The “French Spring” movement (le Printemps Français) has rattled the French political establishment – and even gay marriage advocates in faraway California. That’s because it calls into question the claim that same sex marriage is “inevitable” and opposition to it mere bigotry.

In recent months, between 400,000 and a million demonstrators of all ages have crowded the streets of Paris and other large cities in France, loudly objecting to a gay marriage law that, the demonstrators insist, enshrines the notion that mothers and fathers are “optional” for children.

The demonstrators carry signs with a striking logo: a red fist and a blue fist, signifying a man and a woman in revolt, with the tiny white hand of a child between them. Their motto, On ne lâche rien, can be roughly translated, “never give in” or “give nothing up.”

“This is not simply a law to give homosexuals the right to marry,” Philippe Brillault, the mayor of Le Chesnay, a small town near Versailles, told the Los Angeles Times. “It’s a new concept of the family.”

As in the United States, New Zealand and now Great Britain, political elites in France attempted to rush through a gay marriage law in early 2013 and hoped that the population would respond, in essence, with a shrug.

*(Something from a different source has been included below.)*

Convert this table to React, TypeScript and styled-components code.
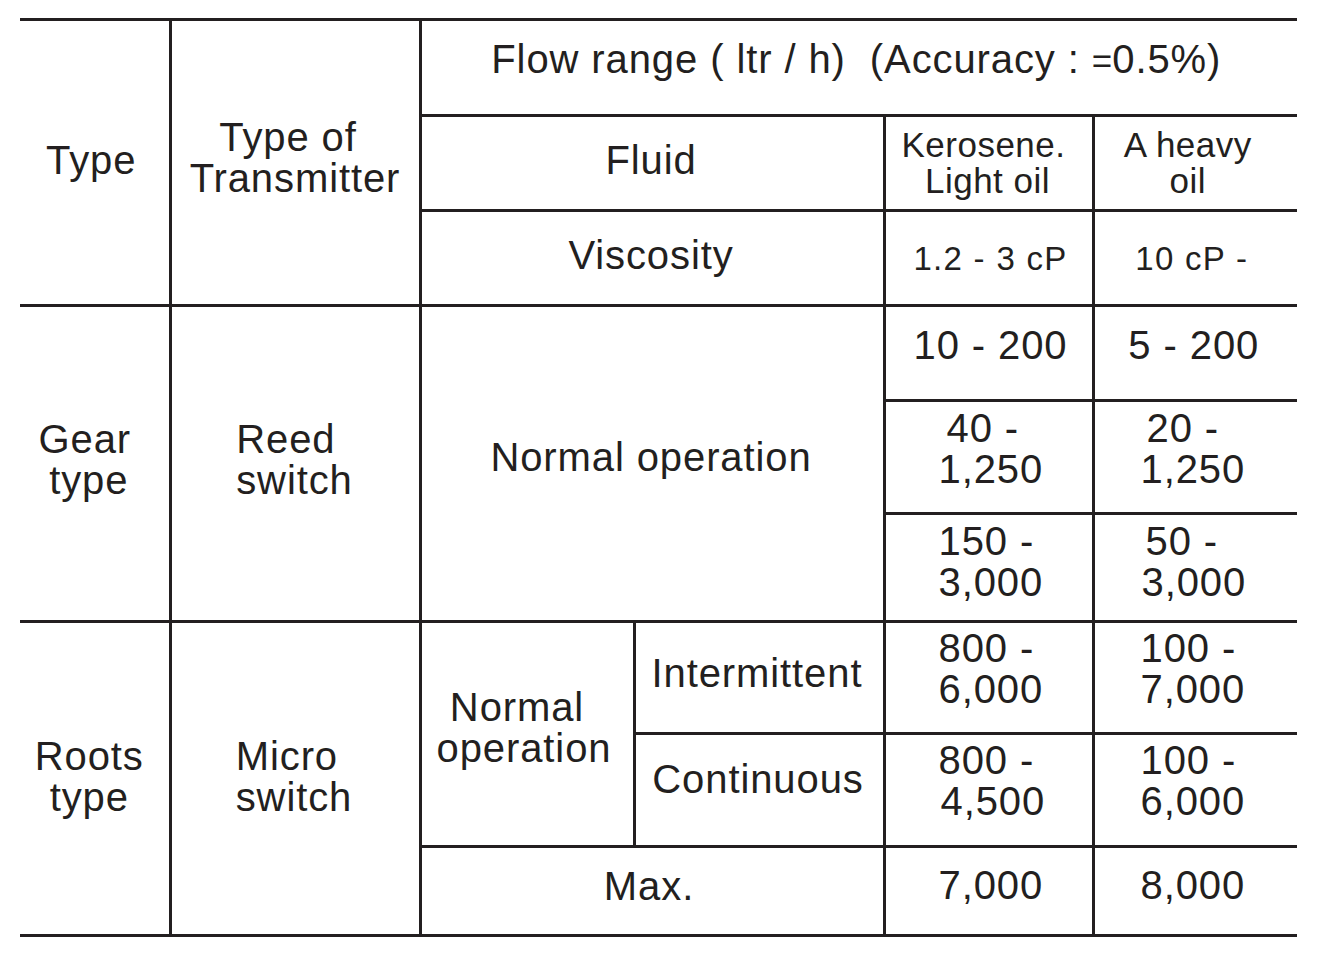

It was a realistic hope. The French are famously tolerant of sexual liberties and unconventional lifestyles. The funeral of former French president François Mitterrand was attended by both his wife and his longtime mistress. The current French president, the increasingly unpopular Socialist François Hollande, left the mother of his four children, Ségolène Royal, whom he never married, to live with another woman, the French journalist Valérie Trierweiler.

But something about the gay marriage law has struck millions of ordinary French people as one step too far.